Red 2 is a redzone variant of Cover 2. Because there is less of a threat of being beaten over the top, the safeties can play more flat footed and play a shuffle technique rather than sinking immediately at the snap. This allows them to be more involved in the run game and helps take away quick inward routes like slants and digs.
The CBs will generally play a soft squat technique so that they can carry and defend the fade route, much like they would in Cover 4.
The LBs must be able to play their zones quicker than usual, as many play designs in this area will be quicker. This means that the OLBs may need to widen so they can better defend the hook and seam throws. It also means the MIKE needs to react immediately to any threat moving inside the hook/seam defender and carry that receiver all the way through his route to avoid getting caught hitting a seam against a safety that is looking slant, for instance.

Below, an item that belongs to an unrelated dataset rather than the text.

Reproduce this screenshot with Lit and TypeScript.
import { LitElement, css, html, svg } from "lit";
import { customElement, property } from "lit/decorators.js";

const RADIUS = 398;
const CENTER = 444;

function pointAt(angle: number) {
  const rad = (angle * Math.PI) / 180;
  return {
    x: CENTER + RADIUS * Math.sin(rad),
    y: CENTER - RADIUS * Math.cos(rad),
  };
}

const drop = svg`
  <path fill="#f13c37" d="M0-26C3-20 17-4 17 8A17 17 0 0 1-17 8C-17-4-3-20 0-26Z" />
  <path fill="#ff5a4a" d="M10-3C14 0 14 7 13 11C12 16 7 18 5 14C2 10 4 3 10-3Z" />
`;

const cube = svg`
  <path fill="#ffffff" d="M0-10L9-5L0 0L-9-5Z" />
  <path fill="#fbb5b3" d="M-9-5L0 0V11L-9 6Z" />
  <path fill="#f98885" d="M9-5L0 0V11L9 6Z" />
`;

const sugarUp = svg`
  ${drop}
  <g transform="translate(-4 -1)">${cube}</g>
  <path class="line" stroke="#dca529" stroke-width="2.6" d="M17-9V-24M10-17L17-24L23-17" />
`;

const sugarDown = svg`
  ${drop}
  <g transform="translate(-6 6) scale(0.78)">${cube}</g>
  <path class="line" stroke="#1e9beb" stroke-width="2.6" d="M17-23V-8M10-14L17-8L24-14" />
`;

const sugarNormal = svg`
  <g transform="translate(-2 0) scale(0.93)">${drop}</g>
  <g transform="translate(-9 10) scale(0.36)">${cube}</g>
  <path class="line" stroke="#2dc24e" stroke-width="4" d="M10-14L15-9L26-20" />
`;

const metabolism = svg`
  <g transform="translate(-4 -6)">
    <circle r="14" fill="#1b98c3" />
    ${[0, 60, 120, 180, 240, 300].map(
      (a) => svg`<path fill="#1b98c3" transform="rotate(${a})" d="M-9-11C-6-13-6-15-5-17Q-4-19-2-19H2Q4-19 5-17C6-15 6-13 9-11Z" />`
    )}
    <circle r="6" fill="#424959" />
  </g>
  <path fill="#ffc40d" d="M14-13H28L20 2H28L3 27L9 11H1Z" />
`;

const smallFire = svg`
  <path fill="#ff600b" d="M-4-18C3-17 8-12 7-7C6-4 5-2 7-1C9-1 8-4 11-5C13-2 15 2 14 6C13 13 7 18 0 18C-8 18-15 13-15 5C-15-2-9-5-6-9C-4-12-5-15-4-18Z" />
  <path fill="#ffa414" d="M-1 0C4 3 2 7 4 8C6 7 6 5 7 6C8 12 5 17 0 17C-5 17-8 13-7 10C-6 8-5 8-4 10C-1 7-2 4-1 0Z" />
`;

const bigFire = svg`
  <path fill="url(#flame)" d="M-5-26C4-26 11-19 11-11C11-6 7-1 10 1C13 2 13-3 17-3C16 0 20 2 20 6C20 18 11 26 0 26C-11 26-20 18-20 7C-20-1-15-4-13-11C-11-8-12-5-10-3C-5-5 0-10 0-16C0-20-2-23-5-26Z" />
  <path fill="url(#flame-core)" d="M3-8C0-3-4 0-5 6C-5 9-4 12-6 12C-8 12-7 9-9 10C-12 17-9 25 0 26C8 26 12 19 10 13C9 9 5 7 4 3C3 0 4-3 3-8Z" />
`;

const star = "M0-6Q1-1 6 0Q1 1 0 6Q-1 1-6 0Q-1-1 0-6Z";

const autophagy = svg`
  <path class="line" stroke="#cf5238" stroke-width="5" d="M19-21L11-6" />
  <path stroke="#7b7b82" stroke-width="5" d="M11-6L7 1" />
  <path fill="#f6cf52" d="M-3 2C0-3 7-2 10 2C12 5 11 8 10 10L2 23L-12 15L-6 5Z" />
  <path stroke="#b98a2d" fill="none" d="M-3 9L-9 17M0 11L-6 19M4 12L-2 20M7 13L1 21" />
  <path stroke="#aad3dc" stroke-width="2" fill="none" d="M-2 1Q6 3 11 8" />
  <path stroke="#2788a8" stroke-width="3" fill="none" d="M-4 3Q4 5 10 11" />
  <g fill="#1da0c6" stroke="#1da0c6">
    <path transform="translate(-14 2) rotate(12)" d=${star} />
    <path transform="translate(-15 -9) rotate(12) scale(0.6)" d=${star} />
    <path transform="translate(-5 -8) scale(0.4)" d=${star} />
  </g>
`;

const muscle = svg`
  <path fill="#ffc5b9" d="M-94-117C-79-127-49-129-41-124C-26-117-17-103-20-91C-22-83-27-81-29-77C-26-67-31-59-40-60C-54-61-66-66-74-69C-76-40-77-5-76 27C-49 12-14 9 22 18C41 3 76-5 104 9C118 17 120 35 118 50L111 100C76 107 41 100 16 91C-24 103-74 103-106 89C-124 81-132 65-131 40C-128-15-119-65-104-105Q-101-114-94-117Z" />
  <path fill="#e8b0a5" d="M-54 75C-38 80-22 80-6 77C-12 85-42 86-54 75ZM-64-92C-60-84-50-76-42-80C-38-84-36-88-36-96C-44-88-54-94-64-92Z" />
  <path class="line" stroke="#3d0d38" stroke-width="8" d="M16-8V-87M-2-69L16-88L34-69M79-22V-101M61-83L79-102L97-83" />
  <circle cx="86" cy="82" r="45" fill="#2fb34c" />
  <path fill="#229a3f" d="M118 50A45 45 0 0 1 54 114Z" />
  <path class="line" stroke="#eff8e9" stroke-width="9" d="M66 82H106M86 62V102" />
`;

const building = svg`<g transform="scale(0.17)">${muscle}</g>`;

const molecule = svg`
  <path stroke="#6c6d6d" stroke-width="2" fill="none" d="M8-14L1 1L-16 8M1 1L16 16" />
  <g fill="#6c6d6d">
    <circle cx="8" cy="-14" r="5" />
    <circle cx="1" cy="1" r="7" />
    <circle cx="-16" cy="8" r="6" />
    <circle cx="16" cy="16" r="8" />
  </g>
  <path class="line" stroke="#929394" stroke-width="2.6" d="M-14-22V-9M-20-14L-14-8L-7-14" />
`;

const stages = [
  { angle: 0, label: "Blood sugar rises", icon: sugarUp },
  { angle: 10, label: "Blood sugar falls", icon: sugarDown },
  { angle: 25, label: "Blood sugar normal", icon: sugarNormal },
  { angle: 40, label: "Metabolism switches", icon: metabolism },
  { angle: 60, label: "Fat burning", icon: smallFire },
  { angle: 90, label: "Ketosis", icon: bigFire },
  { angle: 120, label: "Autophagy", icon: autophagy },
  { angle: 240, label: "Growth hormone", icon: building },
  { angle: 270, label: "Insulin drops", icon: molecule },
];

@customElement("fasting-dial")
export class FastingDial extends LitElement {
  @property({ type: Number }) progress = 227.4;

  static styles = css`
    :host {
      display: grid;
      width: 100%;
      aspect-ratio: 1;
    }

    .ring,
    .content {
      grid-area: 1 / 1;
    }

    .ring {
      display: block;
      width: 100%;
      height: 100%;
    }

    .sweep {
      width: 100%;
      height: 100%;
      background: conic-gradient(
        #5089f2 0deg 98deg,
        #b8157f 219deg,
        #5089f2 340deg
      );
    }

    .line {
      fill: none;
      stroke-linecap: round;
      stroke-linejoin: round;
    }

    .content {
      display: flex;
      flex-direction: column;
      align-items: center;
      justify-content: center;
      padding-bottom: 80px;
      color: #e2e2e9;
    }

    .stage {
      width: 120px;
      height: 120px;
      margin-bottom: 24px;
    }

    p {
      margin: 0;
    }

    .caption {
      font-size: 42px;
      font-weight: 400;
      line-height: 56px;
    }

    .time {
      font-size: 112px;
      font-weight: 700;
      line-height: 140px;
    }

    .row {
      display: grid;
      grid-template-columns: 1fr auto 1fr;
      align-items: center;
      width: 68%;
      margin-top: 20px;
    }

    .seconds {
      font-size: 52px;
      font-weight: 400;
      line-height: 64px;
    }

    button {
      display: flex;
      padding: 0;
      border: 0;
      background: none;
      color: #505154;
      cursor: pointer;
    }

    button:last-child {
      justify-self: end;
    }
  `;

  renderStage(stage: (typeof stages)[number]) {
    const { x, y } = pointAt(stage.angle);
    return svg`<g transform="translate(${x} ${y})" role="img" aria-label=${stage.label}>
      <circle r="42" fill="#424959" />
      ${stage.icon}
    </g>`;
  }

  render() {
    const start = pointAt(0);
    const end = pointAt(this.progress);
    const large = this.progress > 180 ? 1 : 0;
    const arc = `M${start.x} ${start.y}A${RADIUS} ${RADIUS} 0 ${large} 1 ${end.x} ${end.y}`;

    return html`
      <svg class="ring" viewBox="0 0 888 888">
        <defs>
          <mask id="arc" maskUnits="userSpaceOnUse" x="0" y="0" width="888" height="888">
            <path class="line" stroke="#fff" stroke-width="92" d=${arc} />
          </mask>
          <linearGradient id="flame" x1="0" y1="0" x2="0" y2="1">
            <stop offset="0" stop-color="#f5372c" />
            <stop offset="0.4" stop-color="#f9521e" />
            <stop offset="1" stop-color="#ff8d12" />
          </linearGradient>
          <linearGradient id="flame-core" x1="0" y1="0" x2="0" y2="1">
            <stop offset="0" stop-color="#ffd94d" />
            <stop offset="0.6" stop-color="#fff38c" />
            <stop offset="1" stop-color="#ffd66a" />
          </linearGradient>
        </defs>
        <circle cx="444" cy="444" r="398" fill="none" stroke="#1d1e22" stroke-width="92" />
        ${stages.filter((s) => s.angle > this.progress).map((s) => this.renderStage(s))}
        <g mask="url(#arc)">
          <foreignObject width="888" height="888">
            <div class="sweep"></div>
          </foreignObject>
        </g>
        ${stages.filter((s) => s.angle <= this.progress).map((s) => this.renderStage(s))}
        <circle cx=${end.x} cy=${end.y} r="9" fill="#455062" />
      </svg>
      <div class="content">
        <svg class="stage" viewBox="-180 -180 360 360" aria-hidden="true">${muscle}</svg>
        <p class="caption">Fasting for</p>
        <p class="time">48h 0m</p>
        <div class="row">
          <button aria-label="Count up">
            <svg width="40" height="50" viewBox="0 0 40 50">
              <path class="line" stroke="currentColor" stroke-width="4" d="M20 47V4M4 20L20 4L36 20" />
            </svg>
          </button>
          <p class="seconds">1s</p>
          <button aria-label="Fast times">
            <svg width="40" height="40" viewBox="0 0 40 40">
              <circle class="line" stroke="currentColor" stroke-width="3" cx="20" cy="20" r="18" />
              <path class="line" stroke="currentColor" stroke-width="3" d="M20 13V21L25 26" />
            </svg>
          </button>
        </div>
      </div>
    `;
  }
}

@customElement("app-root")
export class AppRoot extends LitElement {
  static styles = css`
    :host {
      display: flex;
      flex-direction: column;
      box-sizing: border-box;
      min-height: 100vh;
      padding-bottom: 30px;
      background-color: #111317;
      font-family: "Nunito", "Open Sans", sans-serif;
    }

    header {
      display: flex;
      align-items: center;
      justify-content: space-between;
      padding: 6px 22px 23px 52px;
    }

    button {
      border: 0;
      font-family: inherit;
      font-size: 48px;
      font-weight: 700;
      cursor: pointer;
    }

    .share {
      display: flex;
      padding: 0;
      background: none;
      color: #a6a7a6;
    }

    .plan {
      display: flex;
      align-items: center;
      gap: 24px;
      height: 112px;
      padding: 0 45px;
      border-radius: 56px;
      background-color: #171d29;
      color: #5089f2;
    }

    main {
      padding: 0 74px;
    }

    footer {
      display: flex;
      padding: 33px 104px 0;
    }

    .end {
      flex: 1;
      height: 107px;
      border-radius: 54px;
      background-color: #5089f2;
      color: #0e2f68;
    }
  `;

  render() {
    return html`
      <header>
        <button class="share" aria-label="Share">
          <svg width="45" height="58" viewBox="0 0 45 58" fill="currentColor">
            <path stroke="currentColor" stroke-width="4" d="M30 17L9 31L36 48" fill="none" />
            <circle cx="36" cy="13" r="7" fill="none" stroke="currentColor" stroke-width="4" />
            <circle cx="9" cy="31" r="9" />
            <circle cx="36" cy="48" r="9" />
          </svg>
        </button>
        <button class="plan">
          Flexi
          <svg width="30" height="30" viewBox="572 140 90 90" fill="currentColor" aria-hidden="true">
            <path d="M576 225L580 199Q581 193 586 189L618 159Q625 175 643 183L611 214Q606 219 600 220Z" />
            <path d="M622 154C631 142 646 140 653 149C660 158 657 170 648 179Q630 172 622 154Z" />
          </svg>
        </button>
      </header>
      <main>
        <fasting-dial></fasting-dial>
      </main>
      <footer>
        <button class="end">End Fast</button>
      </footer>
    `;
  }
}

A lot of teams like to bring pressure but have concerns about having to overhaul their coverage in order to do so (or simply doing things they are incapable of, such as tight man). Cover 2 allows you to bring up to a 5 man pressure and still maintain a two-high look with the coverage of 4 underneath defenders. The CBs maintain their flat responsibilities, while the OLBs cover the curl/hook zones. Obviously, this can be a bit weaker up the middle, but if pressure gets home, the offense won’t have time to react, and the coverage on the backend remains consistent, allowing for a high level of execution if this is your base D.
Another option off of the blitz is to simply rotate the coverage to the blitz. This is often the case when DB gets involved in the pressure package. For instance, if a CB is coming from the boundary, you can buzz the boundary safety to cover the flat to that side, while the field safety rotates over the top and the far CB or nickel drops into a deep half. The remaining defender to the far side will then cover the flat zone, as seen below.
One of the benefits of a two high coverage is that it allows you to split the field in half and run essentially any combination of two high coverage (Cover 0, Cover 2, and Cover 4). This means you might run trap to the boundary and a standard Cover 2 to the field.
It may mean you run Cover 2 to the boundary and Cover 4 MOD to the field in what is often referred to as Cover 6.
If you want more of a man-to-man look that maintains two-high principles, you can run MEG on one side and trap on the other.
It could mean you send the CB on a blitz the edge and play Cover 4 behind that (treat the TE as #2 and peal either with the CB or a DE on any RB release in that direction).